Di spalle al precipizio
Le ragioni solitamente avanzate per spiegare la determinazione con cui Pechino si sforza di mantenere in vita il regime nordcoreano, semplicemente, non hanno senso. I comunisti cinesi non sono davvero preoccupati dell’eventuale arrivo di un’ondata di profughi nordcoreani oltre il confine con la Manciuria se il loro regime dovesse cadere. La maggior parte di loro tornerebbe a casa una volta che la situazione si fosse calmata, diventando felicemente cittadini di una Corea riunita.

Pechino non è nemmeno spaventata all’idea che una Corea riunita riporti le truppe statunitensi al confine con la Cina.

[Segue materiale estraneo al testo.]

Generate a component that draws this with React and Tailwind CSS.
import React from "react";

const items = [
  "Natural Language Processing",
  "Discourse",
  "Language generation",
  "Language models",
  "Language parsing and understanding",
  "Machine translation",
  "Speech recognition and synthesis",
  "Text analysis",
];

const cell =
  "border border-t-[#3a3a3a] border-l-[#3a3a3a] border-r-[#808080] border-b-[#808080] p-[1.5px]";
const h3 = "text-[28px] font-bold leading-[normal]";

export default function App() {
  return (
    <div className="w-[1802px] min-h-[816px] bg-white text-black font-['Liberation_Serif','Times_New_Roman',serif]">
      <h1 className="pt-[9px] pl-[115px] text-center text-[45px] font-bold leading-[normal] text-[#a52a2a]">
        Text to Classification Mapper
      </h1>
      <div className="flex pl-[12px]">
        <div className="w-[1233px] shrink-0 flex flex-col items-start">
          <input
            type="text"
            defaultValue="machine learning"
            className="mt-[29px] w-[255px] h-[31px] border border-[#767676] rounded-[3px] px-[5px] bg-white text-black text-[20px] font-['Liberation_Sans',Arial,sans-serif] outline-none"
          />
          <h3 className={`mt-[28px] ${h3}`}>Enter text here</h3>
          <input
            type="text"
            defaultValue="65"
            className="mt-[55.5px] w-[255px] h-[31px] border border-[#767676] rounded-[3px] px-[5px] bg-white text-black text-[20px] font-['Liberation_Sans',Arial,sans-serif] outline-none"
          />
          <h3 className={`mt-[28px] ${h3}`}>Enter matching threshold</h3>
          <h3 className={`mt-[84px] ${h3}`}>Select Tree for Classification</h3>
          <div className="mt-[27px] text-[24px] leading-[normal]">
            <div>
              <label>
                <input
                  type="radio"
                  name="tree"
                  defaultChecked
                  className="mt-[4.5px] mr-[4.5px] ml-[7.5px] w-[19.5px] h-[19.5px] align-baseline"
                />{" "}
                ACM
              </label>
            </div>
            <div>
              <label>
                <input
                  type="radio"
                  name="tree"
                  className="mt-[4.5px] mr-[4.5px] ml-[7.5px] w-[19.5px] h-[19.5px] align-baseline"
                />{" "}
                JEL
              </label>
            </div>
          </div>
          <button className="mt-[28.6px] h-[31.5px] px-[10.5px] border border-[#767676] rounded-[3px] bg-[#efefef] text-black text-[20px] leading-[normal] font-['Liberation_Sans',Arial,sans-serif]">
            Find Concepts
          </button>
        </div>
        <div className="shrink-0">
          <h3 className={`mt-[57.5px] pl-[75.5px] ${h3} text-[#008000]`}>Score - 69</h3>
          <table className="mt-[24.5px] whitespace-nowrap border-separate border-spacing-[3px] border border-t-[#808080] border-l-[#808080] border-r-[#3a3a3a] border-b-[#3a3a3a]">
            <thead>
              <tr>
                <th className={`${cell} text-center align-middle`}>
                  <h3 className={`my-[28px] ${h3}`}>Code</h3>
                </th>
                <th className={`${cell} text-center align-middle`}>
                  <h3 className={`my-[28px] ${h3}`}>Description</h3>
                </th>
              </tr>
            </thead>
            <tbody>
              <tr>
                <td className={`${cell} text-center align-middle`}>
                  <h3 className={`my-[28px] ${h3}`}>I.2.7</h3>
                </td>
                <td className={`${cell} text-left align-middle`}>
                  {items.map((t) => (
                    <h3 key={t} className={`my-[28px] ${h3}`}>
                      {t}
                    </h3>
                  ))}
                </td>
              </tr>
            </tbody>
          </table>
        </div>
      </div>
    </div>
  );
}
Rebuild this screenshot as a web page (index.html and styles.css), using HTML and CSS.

È anzi più probabile che le truppe statunitensi lascino il territorio di un’eventuale Corea unita. Dopo tutto, nessuno in Corea si preoccupa di un attacco cinese, quindi perché mai le truppe statunitensi dovrebbero restare?

Quel che davvero spaventa gli uomini al potere in Cina è assistere al crollo di un altro regime comunista. Hanno guardato con orrore il crollo del regime sovietico tra il 1989 e il 1991, e danno la colpa della cosa alla debolezza e alla propensione al compromesso del Partito comunista sovietico.

Nonostante il loro potere e i traguardi raggiunti, si sentono di spalle sul bordo di un precipizio. Basta un passo indietro, un segno di debolezza e potrebbero trovarsi in caduta libera. Lasciare che Kim Jong-un crolli, per quanto non lo amino, potrebbe scatenare un disastro nel loro stesso paese.

Non è quello che accadrebbe, probabilmente. Ma è così che il gruppo dominante del Partito comunista cinese vede le cose dai tempi del crollo dell’Unione Sovietica. Qualunque sarà il prezzo da pagare, eviteranno di essere troppo duri con Kim. E gli stati maggiori riuniti degli Stati Uniti hanno appena dichiarato al congresso che non c’è alcuna possibilità di distruggere le armi nucleari della Corea del Nord senza un’invasione terrestre a pieno titolo.

Conclusione: poco importa quel che dicono i protagonisti di oggi. Alla fine la Corea del Nord riuscirà a conservare il suo piccolo deterrente nucleare, ma dovrà accettare di mantenerlo abbastanza piccolo da non poter effettivamente lanciare il primo attacco. Non che sia lontanamente in grado di dotarsi di un apparato sufficiente per farlo, peraltro.